Many start-ups (somewhere around 80 percent, but I don’t recall the source for that) raise money from friends and family. The money is usually easy to find, but adding investment risk to any relationship is undesirable to many people. Another factor, though incredibly unlikely to ever affect you or me, is that your friends and family might not be considered “accredited investors” by the SEC. Should you achieve enormous success, and decide to issue an Initial Public Offering (IPO), the SEC might look at these funding sources as securities violations that will need to be rectified.

One option that you might find attractive is using a third-party intermediary to administer loans from friends and family. The intermediary can provide the loan documentation, structure a payment schedule, and provide statements to you and your lender. Loans are just as binding as bank loans, providing protection for your investors, but funding is easier to obtain at favorable rates, benefiting you. Circle Lending is a large, popular intermediary. 

Debt

You can always borrow money, of course. Many people use credit cards or personal loans to make ends meet. Home equity loans are another source of funds, though it’s generally recommended that you have at least 50 percent equity in your home before you even consider this option.

The U.S Small Business Administration (SBA) is a great resource. The SBA works with banks and lenders to promote financing for small businesses. They have several programs, including an Express program, LowDoc program, and a loan guaranty program, whereby they will guarantee a portion of a loan made from a traditional lending institution.

Commercial banks, S&L’s, non-bank lenders, credit unions, and so on are potential sources of loans. Unfortunately, at this stage of the game, they are very unlikely to lend money to your business. Instead, they might lend to you.

I’d recommend starting with the SBA, and then looking at any local business development or entrepreneurial councils that that you might have near you. They will probably be the best resources to put you in touch with suitable lenders.

Early Stage Start-up

In an early-stage start-up, you might have been operating for some time, and you generally have a product prototype prepared. Your product might be finished or unfinished, and you might or might not be ready for a big push to market. Yes, that does cover a lot of ground. For larger operations, early stage start-up is likely to start sooner, perhaps when a prototype is completed, and you’re beginning product development. For smaller operations, even late-stage operations, like rolling out a technical support desk or marketing your product might still be classified as early stage start-up funding due to small size of the investment being sought.

Angel Investors

Angels are individual, rich investors, and are referred to as angels because they generally have lower, and more flexible, potential payback and rate of return expectations. Another benefit of using angels is that they typically have a lot of experience funding early stage companies, so they might have a good amount of contacts or advice that can be helpful. Some angels invest as individuals, and others as part of a syndicate.
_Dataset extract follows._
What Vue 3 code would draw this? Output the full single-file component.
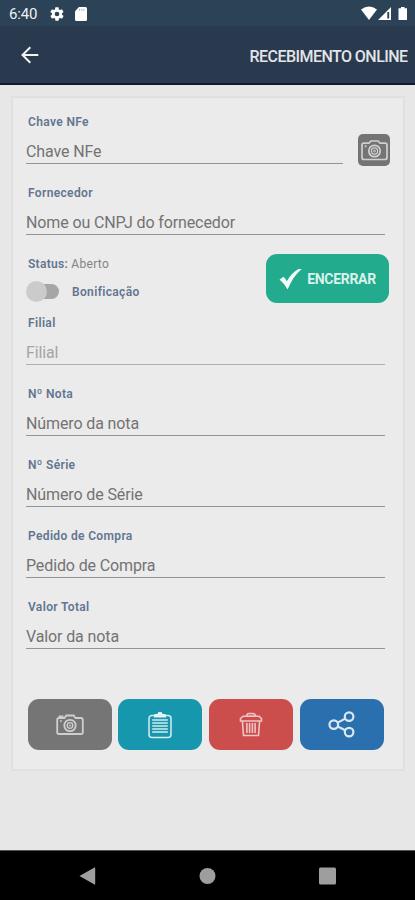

When you head down this road, you’re now talking about determining a valuation for your company, agreeing on participation terms, and giving up a certain amount of control of your operation.

Angels can be difficult to find, as most are found via personal introductions. A good way to meet angels is through business capital brokers, or through any local incubators. Business capital brokers might also be able to structure private placements.

Incubators

Incubators are so named because they traditionally house early stage companies, but there are quite a few organizations that offer incubation services without being traditional incubators.

Incubators typically provide you with a low-cost, temporary place of operations. Office space in our area, for example, runs from $400 to $800 per office, per month, and provides access to shared facilities and personnel like a break room, conference facilities, printing facilities, administrative assistants, telephone and Ethernet connections, etc. Many universities have incubation services where they also offer access to faculty, students, and campus facilities (think legal advice from the legal department, library access).

Incubators will also provide business and management counseling, assist with plan development, and generally point you in the right direction. A big benefit to using an incubator is the contacts that can be obtained there, especially to the local investment community, including angels and seed funding firms, as well as other occupants of the incubator.

Seed Funding

Seed funding is similar to angel investing in that it usually involves smaller amounts of capital at early stages of operation, but similar to venture capital funding in that it is normally done through an organization that invests and advises as their primary source of revenue.

Seed funding firms are generally easier to find than angels; perhaps the easiest way to find them is through local business or entrepreneurial councils. Within a few minutes, I was able to compile a list of about 15 seed capital firms located in our region of North Carolina. Search for words or phrases like technology development, small business development, incubators, entrepreneurial council, and so on; or try finding your local Chamber of Commerce or your city’s web site.

I’ve found seed funding firms that offer to invest anywhere from $500,000 to $5 million, though near the high-end of this range is where the distinction between seed funding and venture capital seems to blur.

Start-up

Venture Capital

Almost everyone has heard of venture capital, and venture funding is a very broad topic, so I’ll just cover it by saying that VC firms generally invest a lot more money, but expect a higher stake in the company, a higher rate of return, an exit strategy, and some investment protection (e.g. payback ahead of other investors or partners). Information on VC funding is plentiful on the web.

Conclusion

So there you have it. A capsulized version of the research we at Swirl did on our funding options. Hopefully it served as a basic introduction to help you get oriented in the see of options that’s available to your start-up.